*THE TASK*: What do the lines from the top of the data through the line with "import React from" say? Quote them exactly and include both ends.

*STORED DATA*:
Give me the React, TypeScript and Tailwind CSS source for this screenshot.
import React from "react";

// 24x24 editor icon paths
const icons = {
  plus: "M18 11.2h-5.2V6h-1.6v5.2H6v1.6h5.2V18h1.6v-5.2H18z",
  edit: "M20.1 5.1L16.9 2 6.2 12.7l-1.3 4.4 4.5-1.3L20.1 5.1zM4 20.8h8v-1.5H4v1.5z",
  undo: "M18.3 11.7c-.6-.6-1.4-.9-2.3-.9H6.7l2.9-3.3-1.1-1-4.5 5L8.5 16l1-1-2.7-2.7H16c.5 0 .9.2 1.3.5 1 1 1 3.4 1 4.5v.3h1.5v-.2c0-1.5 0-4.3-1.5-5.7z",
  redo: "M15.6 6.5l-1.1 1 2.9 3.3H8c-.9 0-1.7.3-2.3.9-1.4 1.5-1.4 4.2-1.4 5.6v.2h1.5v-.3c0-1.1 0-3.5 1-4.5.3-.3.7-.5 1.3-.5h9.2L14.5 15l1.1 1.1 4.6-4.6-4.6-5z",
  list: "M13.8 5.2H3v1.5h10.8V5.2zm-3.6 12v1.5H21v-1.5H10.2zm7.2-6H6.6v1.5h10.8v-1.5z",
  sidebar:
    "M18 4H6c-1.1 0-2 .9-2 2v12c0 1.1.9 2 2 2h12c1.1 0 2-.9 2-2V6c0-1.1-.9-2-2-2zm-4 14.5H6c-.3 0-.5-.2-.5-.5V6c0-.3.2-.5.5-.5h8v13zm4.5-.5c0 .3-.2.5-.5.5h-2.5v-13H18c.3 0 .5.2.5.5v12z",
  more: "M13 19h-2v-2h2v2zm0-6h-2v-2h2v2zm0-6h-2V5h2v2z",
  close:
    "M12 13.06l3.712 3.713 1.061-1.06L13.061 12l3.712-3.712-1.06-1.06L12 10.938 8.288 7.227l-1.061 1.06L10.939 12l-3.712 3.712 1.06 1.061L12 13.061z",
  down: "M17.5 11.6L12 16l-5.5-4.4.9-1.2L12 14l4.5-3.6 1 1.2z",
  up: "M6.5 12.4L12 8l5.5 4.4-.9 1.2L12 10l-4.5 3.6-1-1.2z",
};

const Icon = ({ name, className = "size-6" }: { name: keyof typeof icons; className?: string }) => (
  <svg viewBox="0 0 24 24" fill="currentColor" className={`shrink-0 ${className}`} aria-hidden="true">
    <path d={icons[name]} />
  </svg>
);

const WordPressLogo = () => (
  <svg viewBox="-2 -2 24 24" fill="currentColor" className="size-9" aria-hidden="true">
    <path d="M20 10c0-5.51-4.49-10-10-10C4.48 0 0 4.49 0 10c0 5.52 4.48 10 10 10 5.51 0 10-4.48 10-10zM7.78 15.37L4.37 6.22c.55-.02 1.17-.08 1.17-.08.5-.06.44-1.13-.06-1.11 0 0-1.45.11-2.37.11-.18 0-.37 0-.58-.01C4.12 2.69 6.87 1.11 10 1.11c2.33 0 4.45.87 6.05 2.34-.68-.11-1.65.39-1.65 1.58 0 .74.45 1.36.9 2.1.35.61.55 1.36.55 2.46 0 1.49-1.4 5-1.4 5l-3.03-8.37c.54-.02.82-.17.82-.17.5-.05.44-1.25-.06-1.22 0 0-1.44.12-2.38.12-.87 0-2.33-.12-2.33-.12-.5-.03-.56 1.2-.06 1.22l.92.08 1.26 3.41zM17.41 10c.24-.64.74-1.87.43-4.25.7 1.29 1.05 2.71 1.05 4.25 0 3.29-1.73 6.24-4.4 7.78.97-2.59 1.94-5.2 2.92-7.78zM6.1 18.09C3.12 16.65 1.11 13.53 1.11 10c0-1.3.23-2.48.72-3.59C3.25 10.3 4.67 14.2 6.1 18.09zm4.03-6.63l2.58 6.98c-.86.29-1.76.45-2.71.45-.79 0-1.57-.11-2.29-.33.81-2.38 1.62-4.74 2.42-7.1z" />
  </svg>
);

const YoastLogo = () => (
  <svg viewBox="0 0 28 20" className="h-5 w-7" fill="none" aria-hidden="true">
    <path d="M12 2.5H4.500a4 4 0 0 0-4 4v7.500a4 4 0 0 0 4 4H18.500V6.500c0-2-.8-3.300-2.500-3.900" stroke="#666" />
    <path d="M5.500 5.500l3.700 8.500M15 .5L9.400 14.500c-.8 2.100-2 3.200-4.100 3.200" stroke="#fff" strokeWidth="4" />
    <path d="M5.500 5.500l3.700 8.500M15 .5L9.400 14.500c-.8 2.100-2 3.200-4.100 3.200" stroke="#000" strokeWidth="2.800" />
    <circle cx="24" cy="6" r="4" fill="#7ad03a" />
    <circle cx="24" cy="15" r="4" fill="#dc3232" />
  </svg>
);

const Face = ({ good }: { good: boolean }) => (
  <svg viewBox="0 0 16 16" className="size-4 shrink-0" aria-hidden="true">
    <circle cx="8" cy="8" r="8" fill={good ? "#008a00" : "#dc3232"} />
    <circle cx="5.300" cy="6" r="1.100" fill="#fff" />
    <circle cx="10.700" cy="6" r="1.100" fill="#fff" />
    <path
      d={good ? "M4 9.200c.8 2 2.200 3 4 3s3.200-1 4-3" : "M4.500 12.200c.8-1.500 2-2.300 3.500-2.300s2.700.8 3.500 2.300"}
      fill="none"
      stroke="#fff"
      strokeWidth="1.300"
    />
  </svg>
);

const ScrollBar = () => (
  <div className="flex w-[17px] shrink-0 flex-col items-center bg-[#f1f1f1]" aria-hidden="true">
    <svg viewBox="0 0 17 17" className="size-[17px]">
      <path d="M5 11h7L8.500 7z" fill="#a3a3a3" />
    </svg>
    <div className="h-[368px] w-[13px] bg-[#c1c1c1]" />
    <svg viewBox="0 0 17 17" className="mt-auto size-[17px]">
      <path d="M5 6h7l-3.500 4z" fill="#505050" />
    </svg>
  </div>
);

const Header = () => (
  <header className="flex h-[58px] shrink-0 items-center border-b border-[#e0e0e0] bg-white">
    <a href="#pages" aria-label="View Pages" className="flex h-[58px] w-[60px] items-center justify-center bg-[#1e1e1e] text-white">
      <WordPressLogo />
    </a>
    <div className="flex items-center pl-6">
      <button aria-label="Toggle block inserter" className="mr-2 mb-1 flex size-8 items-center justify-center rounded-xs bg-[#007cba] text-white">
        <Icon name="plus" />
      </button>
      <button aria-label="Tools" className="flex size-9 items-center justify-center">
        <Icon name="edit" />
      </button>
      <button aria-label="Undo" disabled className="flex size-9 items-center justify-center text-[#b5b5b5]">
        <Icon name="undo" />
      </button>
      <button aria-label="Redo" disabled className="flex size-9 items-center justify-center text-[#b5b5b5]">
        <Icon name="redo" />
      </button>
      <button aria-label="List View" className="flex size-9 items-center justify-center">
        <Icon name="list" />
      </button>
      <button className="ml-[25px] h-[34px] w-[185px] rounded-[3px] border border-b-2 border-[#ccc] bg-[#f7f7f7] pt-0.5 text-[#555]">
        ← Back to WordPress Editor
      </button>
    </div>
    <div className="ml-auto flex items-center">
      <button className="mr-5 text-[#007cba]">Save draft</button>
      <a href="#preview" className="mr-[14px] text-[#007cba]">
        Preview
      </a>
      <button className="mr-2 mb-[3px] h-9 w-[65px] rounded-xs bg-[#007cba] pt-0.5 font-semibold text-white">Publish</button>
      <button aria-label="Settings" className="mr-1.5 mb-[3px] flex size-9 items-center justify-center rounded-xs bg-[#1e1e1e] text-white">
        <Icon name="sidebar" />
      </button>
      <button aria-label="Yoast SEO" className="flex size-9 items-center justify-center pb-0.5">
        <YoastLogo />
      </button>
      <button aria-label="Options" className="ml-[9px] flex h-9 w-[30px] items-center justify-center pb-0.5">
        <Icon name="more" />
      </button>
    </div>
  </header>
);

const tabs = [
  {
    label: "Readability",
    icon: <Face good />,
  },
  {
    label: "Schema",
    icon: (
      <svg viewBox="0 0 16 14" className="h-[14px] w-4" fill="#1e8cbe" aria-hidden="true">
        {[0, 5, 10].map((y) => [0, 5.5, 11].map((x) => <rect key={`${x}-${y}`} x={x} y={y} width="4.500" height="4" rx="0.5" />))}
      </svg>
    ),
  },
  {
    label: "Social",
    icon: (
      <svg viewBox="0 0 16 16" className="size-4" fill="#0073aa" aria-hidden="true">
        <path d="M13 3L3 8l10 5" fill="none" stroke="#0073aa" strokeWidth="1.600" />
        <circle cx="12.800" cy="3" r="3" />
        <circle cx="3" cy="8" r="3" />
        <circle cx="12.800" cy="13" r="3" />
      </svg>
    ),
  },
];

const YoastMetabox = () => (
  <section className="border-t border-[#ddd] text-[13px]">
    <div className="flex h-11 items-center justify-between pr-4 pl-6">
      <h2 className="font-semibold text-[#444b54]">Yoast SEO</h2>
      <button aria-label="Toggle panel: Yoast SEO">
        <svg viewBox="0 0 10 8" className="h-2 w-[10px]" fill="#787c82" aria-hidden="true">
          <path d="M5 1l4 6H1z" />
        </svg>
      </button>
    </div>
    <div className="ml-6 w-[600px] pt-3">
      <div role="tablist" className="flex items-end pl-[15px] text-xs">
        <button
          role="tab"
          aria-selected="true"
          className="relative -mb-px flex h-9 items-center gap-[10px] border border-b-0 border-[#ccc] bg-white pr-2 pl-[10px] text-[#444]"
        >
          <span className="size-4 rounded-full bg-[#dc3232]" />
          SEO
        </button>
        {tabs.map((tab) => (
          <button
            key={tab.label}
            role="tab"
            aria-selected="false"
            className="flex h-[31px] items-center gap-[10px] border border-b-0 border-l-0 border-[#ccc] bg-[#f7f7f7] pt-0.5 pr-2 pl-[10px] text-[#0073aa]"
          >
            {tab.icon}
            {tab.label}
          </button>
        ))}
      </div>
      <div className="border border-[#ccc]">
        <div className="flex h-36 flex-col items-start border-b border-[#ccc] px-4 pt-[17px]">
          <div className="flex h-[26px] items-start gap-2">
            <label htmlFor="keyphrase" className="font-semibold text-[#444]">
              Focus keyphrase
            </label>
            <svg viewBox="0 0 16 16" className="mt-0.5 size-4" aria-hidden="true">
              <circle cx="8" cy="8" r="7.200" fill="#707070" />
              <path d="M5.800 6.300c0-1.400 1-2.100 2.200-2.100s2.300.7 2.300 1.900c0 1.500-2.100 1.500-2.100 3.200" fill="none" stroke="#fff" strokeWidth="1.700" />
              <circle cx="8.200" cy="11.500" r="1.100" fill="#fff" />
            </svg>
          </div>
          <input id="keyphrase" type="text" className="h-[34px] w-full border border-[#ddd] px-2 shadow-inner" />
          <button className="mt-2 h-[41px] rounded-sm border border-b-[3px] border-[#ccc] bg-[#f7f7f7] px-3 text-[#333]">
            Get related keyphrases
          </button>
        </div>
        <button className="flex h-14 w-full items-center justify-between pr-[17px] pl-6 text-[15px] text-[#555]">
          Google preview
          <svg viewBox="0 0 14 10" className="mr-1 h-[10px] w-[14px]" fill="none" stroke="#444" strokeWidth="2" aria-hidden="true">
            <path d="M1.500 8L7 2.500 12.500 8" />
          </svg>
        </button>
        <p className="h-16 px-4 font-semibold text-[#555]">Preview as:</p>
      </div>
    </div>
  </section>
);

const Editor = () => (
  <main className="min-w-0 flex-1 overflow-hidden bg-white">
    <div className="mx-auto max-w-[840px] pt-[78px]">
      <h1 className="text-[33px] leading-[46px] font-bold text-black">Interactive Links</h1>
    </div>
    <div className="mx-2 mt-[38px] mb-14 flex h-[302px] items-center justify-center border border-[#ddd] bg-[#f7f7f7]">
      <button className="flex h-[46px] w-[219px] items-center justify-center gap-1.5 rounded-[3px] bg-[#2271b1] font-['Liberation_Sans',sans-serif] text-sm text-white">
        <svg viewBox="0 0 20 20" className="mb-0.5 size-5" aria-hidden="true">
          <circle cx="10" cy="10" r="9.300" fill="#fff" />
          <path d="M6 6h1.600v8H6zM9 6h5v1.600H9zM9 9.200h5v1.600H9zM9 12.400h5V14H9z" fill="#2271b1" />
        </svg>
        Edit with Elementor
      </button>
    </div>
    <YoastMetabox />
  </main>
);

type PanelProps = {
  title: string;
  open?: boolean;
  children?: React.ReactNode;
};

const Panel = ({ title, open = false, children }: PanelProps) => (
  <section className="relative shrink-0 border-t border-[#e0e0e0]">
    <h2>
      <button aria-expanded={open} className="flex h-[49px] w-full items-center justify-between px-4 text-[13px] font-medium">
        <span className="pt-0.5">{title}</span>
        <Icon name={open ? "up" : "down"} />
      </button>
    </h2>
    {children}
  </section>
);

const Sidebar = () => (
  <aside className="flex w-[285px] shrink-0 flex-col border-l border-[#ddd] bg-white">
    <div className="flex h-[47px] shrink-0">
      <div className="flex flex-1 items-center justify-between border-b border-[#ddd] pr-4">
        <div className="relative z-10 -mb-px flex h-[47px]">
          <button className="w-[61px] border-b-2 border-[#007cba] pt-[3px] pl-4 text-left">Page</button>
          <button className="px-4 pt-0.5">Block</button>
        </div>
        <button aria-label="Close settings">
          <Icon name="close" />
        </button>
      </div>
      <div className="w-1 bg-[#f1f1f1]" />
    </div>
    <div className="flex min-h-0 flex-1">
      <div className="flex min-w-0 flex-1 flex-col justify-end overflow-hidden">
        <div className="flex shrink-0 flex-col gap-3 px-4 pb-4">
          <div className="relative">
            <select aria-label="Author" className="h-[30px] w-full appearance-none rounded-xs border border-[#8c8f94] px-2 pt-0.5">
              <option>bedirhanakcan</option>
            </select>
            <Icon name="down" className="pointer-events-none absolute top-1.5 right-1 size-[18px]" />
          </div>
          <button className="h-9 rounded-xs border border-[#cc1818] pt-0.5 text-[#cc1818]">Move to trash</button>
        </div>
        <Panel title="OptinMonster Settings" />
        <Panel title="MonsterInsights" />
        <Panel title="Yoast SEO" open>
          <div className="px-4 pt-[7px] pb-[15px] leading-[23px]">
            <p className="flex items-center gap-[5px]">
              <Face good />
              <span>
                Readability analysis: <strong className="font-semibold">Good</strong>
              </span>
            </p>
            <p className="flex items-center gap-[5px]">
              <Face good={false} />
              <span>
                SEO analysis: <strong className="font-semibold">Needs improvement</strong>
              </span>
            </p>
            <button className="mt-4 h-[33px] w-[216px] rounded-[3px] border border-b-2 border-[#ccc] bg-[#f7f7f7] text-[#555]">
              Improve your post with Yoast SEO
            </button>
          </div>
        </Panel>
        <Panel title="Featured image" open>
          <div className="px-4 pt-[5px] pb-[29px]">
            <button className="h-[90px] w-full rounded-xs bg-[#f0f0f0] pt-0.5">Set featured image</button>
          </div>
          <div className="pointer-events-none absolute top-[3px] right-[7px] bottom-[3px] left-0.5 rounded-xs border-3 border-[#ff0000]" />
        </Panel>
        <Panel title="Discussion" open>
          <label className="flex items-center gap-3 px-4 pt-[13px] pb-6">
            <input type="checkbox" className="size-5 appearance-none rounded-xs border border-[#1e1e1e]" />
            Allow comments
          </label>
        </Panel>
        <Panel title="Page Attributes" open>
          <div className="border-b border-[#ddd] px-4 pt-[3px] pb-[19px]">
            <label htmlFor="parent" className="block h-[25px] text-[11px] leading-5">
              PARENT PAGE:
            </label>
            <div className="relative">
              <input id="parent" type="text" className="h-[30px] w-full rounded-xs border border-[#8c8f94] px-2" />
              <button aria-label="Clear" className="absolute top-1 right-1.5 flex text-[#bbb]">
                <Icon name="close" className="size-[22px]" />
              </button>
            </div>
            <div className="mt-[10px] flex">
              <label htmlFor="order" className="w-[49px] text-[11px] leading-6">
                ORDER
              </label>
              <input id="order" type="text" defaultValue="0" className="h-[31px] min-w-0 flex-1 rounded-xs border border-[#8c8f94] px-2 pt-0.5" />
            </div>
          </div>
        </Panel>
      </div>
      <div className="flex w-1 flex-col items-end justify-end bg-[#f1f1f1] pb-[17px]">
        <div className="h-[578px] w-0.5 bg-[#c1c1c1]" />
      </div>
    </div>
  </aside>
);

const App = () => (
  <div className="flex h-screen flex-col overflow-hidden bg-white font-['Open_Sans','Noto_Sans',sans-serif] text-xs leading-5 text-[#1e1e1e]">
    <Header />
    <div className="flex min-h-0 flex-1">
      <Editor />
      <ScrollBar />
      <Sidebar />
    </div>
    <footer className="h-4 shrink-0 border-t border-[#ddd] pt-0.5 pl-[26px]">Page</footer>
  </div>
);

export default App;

*OUTPUT OF THE EXERCISE*:
Give me the React, TypeScript and Tailwind CSS source for this screenshot.
import React from "react";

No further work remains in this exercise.